Since Google DNS was announced, I noted that people repeated the Google message:
Complex pages often require multiple DNS lookups before they start loading, so your computer may be performing hundreds of lookups a day.
Is this really true? Well let’s try to break this up in more verifiable keyphrases, starting from the end of the message.
“Your computer may be performing hundreds of lookups a day” is definitely true in general. On the other hand I’d like to note a few things here. Most decent operating systems, and that includes Linux, FreeBSD, OSX and I think Windows as well, tend to cache the DNS results. In Linux and FreeBSD the piece of software that does that is called nscd
(Name Service Cache Daemon). If it’s not running, then multiple requests do tend to be quite taxing (I found that out by myself when I forgot to start it in the tinderbox after moving to containers), so set it to auto-start if you didn’t already.
Now it is true that the type of caching that nscd
do is quite limited, so it’s definitely not perfect but there is probably another problem there, and that’s well summarised by Paul Vixie’s rant about DNS abuse where he explain how DNS have been abused, among other things, to provide policy results rather than absolute truths. To express policies, it also means that the response cannot really be cached for long periods of time, and that’s definitely a problem for all systems caching, as having a low time-to-live (TTL) means that you have to make at least one full resolution any given time.
And this is probably the main reason why DNS caches, whoever provides them, tend to get more interesting: while they have to make a full recursive resolution every time the TTL expires, it’s most likely that somebody else have requested it already so the common entries (like Google’s hosts) are likely to always be fresh. It still doesn’t solve one problem though: you need multi-level caches, just like the CPU has, since making a (cached) request to an external server is always going to take more time than getting it out of a local cache. Myself to solve the problem I usually have nscd
running as well as having pdnsd
running on my router to cache the requests (yes that’s why most home routers don’t assign your ISP’s DNS to the single boxes but try to be the main DNS, sometimes failing badly because of bad caches).

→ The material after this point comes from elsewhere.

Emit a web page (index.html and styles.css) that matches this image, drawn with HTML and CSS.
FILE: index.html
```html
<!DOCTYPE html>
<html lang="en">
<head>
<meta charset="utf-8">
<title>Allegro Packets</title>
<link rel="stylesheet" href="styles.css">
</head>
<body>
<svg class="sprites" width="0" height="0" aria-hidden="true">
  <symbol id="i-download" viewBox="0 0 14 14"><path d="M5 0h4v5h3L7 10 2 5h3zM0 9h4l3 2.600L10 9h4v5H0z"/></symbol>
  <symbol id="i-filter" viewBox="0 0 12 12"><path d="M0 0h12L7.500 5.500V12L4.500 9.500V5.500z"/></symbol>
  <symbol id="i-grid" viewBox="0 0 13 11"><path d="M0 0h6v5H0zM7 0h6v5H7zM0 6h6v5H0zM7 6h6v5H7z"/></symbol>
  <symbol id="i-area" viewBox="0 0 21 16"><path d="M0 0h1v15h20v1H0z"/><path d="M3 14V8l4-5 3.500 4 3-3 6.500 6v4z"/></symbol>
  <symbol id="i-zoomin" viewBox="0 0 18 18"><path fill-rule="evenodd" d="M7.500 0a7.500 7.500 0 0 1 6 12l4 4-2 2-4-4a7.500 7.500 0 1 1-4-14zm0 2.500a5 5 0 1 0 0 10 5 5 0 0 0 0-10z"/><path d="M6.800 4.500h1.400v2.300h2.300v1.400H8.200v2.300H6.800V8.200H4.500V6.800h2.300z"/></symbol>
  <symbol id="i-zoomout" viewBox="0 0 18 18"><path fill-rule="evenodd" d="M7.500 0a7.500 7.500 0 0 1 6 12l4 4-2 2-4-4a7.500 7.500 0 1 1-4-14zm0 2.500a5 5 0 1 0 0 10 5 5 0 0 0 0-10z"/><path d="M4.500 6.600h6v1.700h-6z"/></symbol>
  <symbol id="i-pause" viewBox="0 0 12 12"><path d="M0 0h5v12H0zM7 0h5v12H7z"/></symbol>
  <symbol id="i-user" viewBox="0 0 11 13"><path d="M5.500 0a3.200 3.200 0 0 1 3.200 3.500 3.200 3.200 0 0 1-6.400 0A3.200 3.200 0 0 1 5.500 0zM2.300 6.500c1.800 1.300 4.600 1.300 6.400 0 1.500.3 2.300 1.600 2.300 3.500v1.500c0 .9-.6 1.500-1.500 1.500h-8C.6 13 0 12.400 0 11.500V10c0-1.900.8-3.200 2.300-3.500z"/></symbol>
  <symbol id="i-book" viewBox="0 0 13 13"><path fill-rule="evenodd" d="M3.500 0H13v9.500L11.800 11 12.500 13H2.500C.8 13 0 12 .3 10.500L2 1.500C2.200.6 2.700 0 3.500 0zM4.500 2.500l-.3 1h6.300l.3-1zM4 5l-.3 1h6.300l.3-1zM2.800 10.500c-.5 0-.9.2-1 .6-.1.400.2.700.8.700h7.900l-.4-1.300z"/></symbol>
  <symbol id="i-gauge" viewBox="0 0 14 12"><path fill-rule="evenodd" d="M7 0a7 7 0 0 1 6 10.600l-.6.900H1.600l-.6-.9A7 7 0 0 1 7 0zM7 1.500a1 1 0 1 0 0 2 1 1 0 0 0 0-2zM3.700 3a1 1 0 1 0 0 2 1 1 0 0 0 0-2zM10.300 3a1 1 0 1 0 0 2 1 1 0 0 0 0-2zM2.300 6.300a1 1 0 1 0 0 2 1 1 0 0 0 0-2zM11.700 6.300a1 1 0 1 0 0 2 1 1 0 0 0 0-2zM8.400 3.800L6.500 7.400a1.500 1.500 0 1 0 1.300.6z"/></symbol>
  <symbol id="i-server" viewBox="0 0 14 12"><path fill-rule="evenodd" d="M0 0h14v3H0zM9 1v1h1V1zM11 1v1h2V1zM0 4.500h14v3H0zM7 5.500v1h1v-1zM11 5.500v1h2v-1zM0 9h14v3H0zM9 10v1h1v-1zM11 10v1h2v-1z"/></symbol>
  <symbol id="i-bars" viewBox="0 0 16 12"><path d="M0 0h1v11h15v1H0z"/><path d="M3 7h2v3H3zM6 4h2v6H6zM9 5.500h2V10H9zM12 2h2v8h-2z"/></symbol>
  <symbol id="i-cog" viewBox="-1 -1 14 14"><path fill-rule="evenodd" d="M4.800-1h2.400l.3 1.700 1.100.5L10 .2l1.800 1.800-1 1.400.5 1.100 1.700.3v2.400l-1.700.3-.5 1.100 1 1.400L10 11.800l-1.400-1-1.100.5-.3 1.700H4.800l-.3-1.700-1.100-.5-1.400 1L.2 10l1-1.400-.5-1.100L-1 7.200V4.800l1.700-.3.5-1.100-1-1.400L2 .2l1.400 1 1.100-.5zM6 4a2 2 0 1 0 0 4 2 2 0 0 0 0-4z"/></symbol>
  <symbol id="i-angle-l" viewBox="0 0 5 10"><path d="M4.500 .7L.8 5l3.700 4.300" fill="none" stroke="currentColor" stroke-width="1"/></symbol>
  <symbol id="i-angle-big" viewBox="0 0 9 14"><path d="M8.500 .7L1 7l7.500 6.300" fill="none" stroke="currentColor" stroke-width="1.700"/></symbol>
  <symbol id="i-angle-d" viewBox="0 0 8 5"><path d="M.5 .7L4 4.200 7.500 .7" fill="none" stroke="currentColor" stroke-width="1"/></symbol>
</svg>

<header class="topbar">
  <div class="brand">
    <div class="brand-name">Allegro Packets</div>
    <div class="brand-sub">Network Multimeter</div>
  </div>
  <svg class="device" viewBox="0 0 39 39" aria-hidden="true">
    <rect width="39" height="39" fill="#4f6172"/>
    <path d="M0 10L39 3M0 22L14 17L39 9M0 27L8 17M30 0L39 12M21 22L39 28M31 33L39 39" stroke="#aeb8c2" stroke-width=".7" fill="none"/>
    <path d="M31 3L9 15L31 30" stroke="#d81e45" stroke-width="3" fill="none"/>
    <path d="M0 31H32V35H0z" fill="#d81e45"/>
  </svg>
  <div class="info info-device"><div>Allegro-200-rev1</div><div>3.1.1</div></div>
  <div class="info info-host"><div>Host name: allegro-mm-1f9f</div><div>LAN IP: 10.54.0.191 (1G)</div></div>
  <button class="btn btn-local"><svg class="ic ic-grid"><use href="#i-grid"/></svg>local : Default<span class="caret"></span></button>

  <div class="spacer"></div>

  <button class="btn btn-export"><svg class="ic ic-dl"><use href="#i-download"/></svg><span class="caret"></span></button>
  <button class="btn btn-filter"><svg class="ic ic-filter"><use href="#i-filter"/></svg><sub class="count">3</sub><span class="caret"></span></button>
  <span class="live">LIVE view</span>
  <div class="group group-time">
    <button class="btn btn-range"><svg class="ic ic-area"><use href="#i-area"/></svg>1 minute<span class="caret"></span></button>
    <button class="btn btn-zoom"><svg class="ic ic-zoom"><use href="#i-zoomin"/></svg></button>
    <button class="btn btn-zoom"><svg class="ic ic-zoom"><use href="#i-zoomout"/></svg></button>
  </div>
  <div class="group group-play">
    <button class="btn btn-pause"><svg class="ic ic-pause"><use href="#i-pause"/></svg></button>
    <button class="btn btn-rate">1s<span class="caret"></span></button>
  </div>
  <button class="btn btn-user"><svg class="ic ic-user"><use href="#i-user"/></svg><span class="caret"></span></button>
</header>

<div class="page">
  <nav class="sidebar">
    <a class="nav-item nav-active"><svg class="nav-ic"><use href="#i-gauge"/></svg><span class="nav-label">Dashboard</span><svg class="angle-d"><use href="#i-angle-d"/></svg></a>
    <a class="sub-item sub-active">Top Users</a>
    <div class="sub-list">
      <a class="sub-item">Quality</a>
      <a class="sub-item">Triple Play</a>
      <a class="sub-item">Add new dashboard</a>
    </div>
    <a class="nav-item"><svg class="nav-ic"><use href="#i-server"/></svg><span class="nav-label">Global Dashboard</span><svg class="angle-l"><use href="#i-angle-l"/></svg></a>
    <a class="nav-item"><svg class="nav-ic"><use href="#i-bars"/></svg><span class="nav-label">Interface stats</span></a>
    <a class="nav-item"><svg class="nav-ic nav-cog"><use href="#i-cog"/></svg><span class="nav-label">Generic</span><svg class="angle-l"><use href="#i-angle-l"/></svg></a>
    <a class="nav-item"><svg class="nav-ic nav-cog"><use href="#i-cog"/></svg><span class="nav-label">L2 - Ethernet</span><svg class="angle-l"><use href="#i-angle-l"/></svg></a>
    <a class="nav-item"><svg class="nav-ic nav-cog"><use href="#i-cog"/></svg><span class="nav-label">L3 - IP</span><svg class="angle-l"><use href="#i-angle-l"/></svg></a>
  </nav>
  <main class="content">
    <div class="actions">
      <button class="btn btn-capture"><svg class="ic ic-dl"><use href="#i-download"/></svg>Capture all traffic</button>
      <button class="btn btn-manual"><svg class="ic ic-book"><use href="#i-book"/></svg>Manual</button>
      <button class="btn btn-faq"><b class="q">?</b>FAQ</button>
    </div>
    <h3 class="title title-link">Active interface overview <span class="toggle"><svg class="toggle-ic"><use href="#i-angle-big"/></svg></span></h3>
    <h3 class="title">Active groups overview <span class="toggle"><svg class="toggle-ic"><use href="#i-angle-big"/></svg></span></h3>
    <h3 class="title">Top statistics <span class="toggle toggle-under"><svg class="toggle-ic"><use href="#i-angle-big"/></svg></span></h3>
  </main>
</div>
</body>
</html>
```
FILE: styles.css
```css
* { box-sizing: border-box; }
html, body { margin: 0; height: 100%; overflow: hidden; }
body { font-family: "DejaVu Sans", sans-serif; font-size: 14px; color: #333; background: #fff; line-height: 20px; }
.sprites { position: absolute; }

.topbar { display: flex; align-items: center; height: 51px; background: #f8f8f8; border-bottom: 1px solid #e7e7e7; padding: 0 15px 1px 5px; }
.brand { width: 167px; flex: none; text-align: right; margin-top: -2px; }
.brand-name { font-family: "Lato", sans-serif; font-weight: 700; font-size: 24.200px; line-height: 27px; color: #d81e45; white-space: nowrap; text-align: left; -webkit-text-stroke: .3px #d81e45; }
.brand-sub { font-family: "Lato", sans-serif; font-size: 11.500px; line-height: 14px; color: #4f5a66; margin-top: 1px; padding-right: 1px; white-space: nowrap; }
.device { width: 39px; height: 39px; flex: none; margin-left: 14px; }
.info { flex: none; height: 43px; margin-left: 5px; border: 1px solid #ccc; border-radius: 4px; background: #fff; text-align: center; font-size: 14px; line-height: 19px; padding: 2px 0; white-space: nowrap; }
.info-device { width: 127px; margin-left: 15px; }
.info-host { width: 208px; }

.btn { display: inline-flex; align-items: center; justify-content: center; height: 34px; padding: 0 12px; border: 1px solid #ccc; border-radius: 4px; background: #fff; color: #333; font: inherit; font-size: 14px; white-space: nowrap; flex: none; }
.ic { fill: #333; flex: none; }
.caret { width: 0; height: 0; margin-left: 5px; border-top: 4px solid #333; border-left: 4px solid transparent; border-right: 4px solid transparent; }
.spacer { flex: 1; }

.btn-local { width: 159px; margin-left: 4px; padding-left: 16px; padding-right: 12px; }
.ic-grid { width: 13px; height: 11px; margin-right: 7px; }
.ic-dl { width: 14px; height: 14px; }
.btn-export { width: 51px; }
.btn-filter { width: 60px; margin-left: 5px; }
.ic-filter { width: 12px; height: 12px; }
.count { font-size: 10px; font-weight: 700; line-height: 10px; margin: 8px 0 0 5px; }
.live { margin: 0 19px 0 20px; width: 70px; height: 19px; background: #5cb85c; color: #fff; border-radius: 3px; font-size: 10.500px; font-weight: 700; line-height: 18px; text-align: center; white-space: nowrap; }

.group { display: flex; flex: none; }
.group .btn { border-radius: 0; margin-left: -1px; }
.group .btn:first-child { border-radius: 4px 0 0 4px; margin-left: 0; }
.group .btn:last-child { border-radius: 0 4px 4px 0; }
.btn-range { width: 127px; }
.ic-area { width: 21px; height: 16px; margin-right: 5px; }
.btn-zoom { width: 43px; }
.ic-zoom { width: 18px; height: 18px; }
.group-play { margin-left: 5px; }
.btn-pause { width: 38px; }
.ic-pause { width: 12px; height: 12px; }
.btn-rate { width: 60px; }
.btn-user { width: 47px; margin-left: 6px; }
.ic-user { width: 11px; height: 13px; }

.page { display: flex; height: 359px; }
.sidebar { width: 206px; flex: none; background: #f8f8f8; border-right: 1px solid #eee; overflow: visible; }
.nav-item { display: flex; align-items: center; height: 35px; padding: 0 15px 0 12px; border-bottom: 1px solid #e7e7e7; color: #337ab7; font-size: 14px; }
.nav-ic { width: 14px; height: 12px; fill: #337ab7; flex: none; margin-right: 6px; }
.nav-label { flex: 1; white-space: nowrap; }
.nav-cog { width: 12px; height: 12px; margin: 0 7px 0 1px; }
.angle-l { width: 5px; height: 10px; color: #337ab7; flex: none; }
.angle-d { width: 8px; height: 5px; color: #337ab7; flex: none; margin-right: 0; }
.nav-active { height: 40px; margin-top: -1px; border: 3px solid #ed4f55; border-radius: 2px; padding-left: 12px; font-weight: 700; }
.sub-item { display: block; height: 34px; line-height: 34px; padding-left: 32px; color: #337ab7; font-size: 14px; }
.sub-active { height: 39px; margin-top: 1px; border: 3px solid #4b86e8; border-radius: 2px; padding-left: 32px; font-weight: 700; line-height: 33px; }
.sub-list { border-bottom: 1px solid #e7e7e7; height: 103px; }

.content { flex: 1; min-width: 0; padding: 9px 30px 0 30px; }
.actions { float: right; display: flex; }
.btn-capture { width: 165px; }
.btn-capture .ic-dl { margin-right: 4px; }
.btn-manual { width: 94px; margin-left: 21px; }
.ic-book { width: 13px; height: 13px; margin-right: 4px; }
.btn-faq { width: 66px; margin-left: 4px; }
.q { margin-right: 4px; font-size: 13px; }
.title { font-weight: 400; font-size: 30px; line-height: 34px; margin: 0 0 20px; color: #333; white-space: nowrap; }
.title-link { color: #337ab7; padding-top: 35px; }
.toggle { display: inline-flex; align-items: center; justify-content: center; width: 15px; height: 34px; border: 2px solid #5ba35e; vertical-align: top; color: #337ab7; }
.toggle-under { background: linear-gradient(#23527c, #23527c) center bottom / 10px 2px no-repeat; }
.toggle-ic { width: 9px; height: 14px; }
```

But what I really have a problem with is the other half of the message: “Complex pages often require multiple DNS lookups before they start loading”. This is also true of course, but has anybody thought about why is that? Well I sincerely think this is also Google’s own fault!
Indeed even my own blog pages have resources coming from a number of different hosts: Google (for the custom search), PayPal (for the donation button which I restored a couple of weeks ago), Amazon (for the rare associate links) and Creative Commons for the logo at the end of the page; single post pages also have Gravatar images. While it’s probably impossible to just avoid using external resources in a web page, it doesn’t help that a lot of services, including Amazon’s associates website, Google’s Analytics and AdSense have external hostnames: a web page with Google custom search, AdSense and Analytics will have to make three resolutions, rather than one.
And this made me think about some self-cleansing as well. My personal reason to have my website and my blog as separate hostnames is mostly that at the time I first set it up, Typo was hard to properly set on a sub-directory. I wonder if I should now reduce the two of them at just using the flameeyes.eu domain and have a single /blog/
subdirectory for Typo.
But I also noticed other people creating different subdomains for “static” content, which end up requiring further resolutions, for no good reason at all. I think that most people don’t realise that at all (I also haven’t thought much about that before), and I wonder if Google shouldn’t rather start trying to teach people the right way to do things rather than coming up with some strangely boring, badly hyped, privacy-concerning project like the DNS.